* PROBLEM *
Skip the pictures and extract all of the lines exactly as written.

-- begin --

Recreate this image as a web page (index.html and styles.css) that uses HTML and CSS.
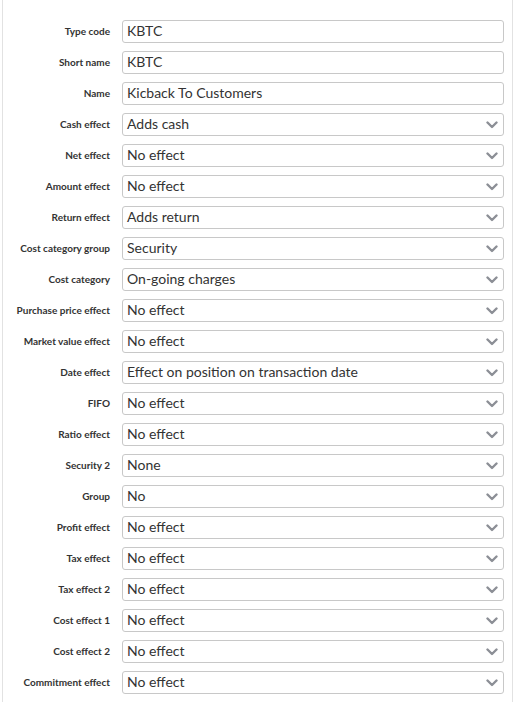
FILE: index.html
```html
<!DOCTYPE html>
<html>
<head>
<meta charset="utf-8">
<link rel="stylesheet" href="styles.css">
</head>
<body>
<div class="panel">
  <div class="row"><label class="lbl">Type code</label><div class="field">KBTC</div></div>
  <div class="row"><label class="lbl">Short name</label><div class="field">KBTC</div></div>
  <div class="row"><label class="lbl">Name</label><div class="field">Kicback To Customers</div></div>
  <div class="row"><label class="lbl">Cash effect</label><div class="field select"><span>Adds cash</span><svg class="chev" viewBox="0 0 12 8"><path d="M1.5 1.5 L6 6 L10.5 1.5"/></svg></div></div>
  <div class="row"><label class="lbl">Net effect</label><div class="field select"><span>No effect</span><svg class="chev" viewBox="0 0 12 8"><path d="M1.5 1.5 L6 6 L10.5 1.5"/></svg></div></div>
  <div class="row"><label class="lbl">Amount effect</label><div class="field select"><span>No effect</span><svg class="chev" viewBox="0 0 12 8"><path d="M1.5 1.5 L6 6 L10.5 1.5"/></svg></div></div>
  <div class="row"><label class="lbl">Return effect</label><div class="field select"><span>Adds return</span><svg class="chev" viewBox="0 0 12 8"><path d="M1.5 1.5 L6 6 L10.5 1.5"/></svg></div></div>
  <div class="row"><label class="lbl">Cost category group</label><div class="field select"><span>Security</span><svg class="chev" viewBox="0 0 12 8"><path d="M1.5 1.5 L6 6 L10.5 1.5"/></svg></div></div>
  <div class="row"><label class="lbl">Cost category</label><div class="field select"><span>On-going charges</span><svg class="chev" viewBox="0 0 12 8"><path d="M1.5 1.5 L6 6 L10.5 1.5"/></svg></div></div>
  <div class="row"><label class="lbl">Purchase price effect</label><div class="field select"><span>No effect</span><svg class="chev" viewBox="0 0 12 8"><path d="M1.5 1.5 L6 6 L10.5 1.5"/></svg></div></div>
  <div class="row"><label class="lbl">Market value effect</label><div class="field select"><span>No effect</span><svg class="chev" viewBox="0 0 12 8"><path d="M1.5 1.5 L6 6 L10.5 1.5"/></svg></div></div>
  <div class="row"><label class="lbl">Date effect</label><div class="field select"><span>Effect on position on transaction date</span><svg class="chev" viewBox="0 0 12 8"><path d="M1.5 1.5 L6 6 L10.5 1.5"/></svg></div></div>
  <div class="row"><label class="lbl">FIFO</label><div class="field select"><span>No effect</span><svg class="chev" viewBox="0 0 12 8"><path d="M1.5 1.5 L6 6 L10.5 1.5"/></svg></div></div>
  <div class="row"><label class="lbl">Ratio effect</label><div class="field select"><span>No effect</span><svg class="chev" viewBox="0 0 12 8"><path d="M1.5 1.5 L6 6 L10.5 1.5"/></svg></div></div>
  <div class="row"><label class="lbl">Security 2</label><div class="field select"><span>None</span><svg class="chev" viewBox="0 0 12 8"><path d="M1.5 1.5 L6 6 L10.5 1.5"/></svg></div></div>
  <div class="row"><label class="lbl">Group</label><div class="field select"><span>No</span><svg class="chev" viewBox="0 0 12 8"><path d="M1.5 1.5 L6 6 L10.5 1.5"/></svg></div></div>
  <div class="row"><label class="lbl">Profit effect</label><div class="field select"><span>No effect</span><svg class="chev" viewBox="0 0 12 8"><path d="M1.5 1.5 L6 6 L10.5 1.5"/></svg></div></div>
  <div class="row"><label class="lbl">Tax effect</label><div class="field select"><span>No effect</span><svg class="chev" viewBox="0 0 12 8"><path d="M1.5 1.5 L6 6 L10.5 1.5"/></svg></div></div>
  <div class="row"><label class="lbl">Tax effect 2</label><div class="field select"><span>No effect</span><svg class="chev" viewBox="0 0 12 8"><path d="M1.5 1.5 L6 6 L10.5 1.5"/></svg></div></div>
  <div class="row"><label class="lbl">Cost effect 1</label><div class="field select"><span>No effect</span><svg class="chev" viewBox="0 0 12 8"><path d="M1.5 1.5 L6 6 L10.5 1.5"/></svg></div></div>
  <div class="row"><label class="lbl">Cost effect 2</label><div class="field select"><span>No effect</span><svg class="chev" viewBox="0 0 12 8"><path d="M1.5 1.5 L6 6 L10.5 1.5"/></svg></div></div>
  <div class="row"><label class="lbl">Commitment effect</label><div class="field select"><span>No effect</span><svg class="chev" viewBox="0 0 12 8"><path d="M1.5 1.5 L6 6 L10.5 1.5"/></svg></div></div>
</div>
</body>
</html>
```
FILE: styles.css
```css
html, body {
  margin: 0;
  padding: 0;
  background: #fff;
}
body {
  font-family: Lato, "Open Sans", sans-serif;
  color: #333;
}
.panel {
  margin: 0 4px 0 2px;
  border-left: 1px solid #e2e2e2;
  border-right: 1px solid #e2e2e2;
  padding: 20px 8px 20px 0;
  min-height: 662px;
  display: flex;
  flex-direction: column;
  gap: 8px;
}
.row {
  display: grid;
  grid-template-columns: 107px 1fr;
  column-gap: 12px;
  align-items: center;
}
.lbl {
  text-align: right;
  font-size: 10px;
  font-weight: 700;
  color: #333;
  white-space: nowrap;
  padding-bottom: 2px;
}
.field {
  height: 23px;
  box-sizing: border-box;
  border: 1px solid #c8c8c8;
  border-radius: 3px;
  padding: 0 4px 2px 4px;
  font-size: 14px;
  line-height: 19px;
  color: #333;
  display: flex;
  align-items: center;
  justify-content: space-between;
  white-space: nowrap;
}
.chev {
  width: 12px;
  height: 8px;
  margin-right: 1px;
  margin-top: 2px;
  flex: none;
}
.chev path {
  fill: none;
  stroke: #8c8f96;
  stroke-width: 2.4;
  stroke-linecap: round;
  stroke-linejoin: round;
}
```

-- end --

* SOLUTION TO THE EXERCISE *
Recreate this image as a web page (index.html and styles.css) that uses HTML and CSS.
FILE: index.html
```html
<!DOCTYPE html>
<html>
<head>
<meta charset="utf-8">
<link rel="stylesheet" href="styles.css">
</head>
<body>
<div class="panel">
  <div class="row"><label class="lbl">Type code</label><div class="field">KBTC</div></div>
  <div class="row"><label class="lbl">Short name</label><div class="field">KBTC</div></div>
  <div class="row"><label class="lbl">Name</label><div class="field">Kicback To Customers</div></div>
  <div class="row"><label class="lbl">Cash effect</label><div class="field select"><span>Adds cash</span><svg class="chev" viewBox="0 0 12 8"><path d="M1.5 1.5 L6 6 L10.5 1.5"/></svg></div></div>
  <div class="row"><label class="lbl">Net effect</label><div class="field select"><span>No effect</span><svg class="chev" viewBox="0 0 12 8"><path d="M1.5 1.5 L6 6 L10.5 1.5"/></svg></div></div>
  <div class="row"><label class="lbl">Amount effect</label><div class="field select"><span>No effect</span><svg class="chev" viewBox="0 0 12 8"><path d="M1.5 1.5 L6 6 L10.5 1.5"/></svg></div></div>
  <div class="row"><label class="lbl">Return effect</label><div class="field select"><span>Adds return</span><svg class="chev" viewBox="0 0 12 8"><path d="M1.5 1.5 L6 6 L10.5 1.5"/></svg></div></div>
  <div class="row"><label class="lbl">Cost category group</label><div class="field select"><span>Security</span><svg class="chev" viewBox="0 0 12 8"><path d="M1.5 1.5 L6 6 L10.5 1.5"/></svg></div></div>
  <div class="row"><label class="lbl">Cost category</label><div class="field select"><span>On-going charges</span><svg class="chev" viewBox="0 0 12 8"><path d="M1.5 1.5 L6 6 L10.5 1.5"/></svg></div></div>
  <div class="row"><label class="lbl">Purchase price effect</label><div class="field select"><span>No effect</span><svg class="chev" viewBox="0 0 12 8"><path d="M1.5 1.5 L6 6 L10.5 1.5"/></svg></div></div>
  <div class="row"><label class="lbl">Market value effect</label><div class="field select"><span>No effect</span><svg class="chev" viewBox="0 0 12 8"><path d="M1.5 1.5 L6 6 L10.5 1.5"/></svg></div></div>
  <div class="row"><label class="lbl">Date effect</label><div class="field select"><span>Effect on position on transaction date</span><svg class="chev" viewBox="0 0 12 8"><path d="M1.5 1.5 L6 6 L10.5 1.5"/></svg></div></div>
  <div class="row"><label class="lbl">FIFO</label><div class="field select"><span>No effect</span><svg class="chev" viewBox="0 0 12 8"><path d="M1.5 1.5 L6 6 L10.5 1.5"/></svg></div></div>
  <div class="row"><label class="lbl">Ratio effect</label><div class="field select"><span>No effect</span><svg class="chev" viewBox="0 0 12 8"><path d="M1.5 1.5 L6 6 L10.5 1.5"/></svg></div></div>
  <div class="row"><label class="lbl">Security 2</label><div class="field select"><span>None</span><svg class="chev" viewBox="0 0 12 8"><path d="M1.5 1.5 L6 6 L10.5 1.5"/></svg></div></div>
  <div class="row"><label class="lbl">Group</label><div class="field select"><span>No</span><svg class="chev" viewBox="0 0 12 8"><path d="M1.5 1.5 L6 6 L10.5 1.5"/></svg></div></div>
  <div class="row"><label class="lbl">Profit effect</label><div class="field select"><span>No effect</span><svg class="chev" viewBox="0 0 12 8"><path d="M1.5 1.5 L6 6 L10.5 1.5"/></svg></div></div>
  <div class="row"><label class="lbl">Tax effect</label><div class="field select"><span>No effect</span><svg class="chev" viewBox="0 0 12 8"><path d="M1.5 1.5 L6 6 L10.5 1.5"/></svg></div></div>
  <div class="row"><label class="lbl">Tax effect 2</label><div class="field select"><span>No effect</span><svg class="chev" viewBox="0 0 12 8"><path d="M1.5 1.5 L6 6 L10.5 1.5"/></svg></div></div>
  <div class="row"><label class="lbl">Cost effect 1</label><div class="field select"><span>No effect</span><svg class="chev" viewBox="0 0 12 8"><path d="M1.5 1.5 L6 6 L10.5 1.5"/></svg></div></div>
  <div class="row"><label class="lbl">Cost effect 2</label><div class="field select"><span>No effect</span><svg class="chev" viewBox="0 0 12 8"><path d="M1.5 1.5 L6 6 L10.5 1.5"/></svg></div></div>
  <div class="row"><label class="lbl">Commitment effect</label><div class="field select"><span>No effect</span><svg class="chev" viewBox="0 0 12 8"><path d="M1.5 1.5 L6 6 L10.5 1.5"/></svg></div></div>
</div>
</body>
</html>
```
FILE: styles.css
```css
html, body {
  margin: 0;
  padding: 0;
  background: #fff;
}
body {
  font-family: Lato, "Open Sans", sans-serif;
  color: #333;
}
.panel {
  margin: 0 4px 0 2px;
  border-left: 1px solid #e2e2e2;
  border-right: 1px solid #e2e2e2;
  padding: 20px 8px 20px 0;
  min-height: 662px;
  display: flex;
  flex-direction: column;
  gap: 8px;
}
.row {
  display: grid;
  grid-template-columns: 107px 1fr;
  column-gap: 12px;
  align-items: center;
}
.lbl {
  text-align: right;
  font-size: 10px;
  font-weight: 700;
  color: #333;
  white-space: nowrap;
  padding-bottom: 2px;
}
.field {
  height: 23px;
  box-sizing: border-box;
  border: 1px solid #c8c8c8;
  border-radius: 3px;
  padding: 0 4px 2px 4px;
  font-size: 14px;
  line-height: 19px;
  color: #333;
  display: flex;
  align-items: center;
  justify-content: space-between;
  white-space: nowrap;
}
.chev {
  width: 12px;
  height: 8px;
  margin-right: 1px;
  margin-top: 2px;
  flex: none;
}
.chev path {
  fill: none;
  stroke: #8c8f96;
  stroke-width: 2.4;
  stroke-linecap: round;
  stroke-linejoin: round;
}
```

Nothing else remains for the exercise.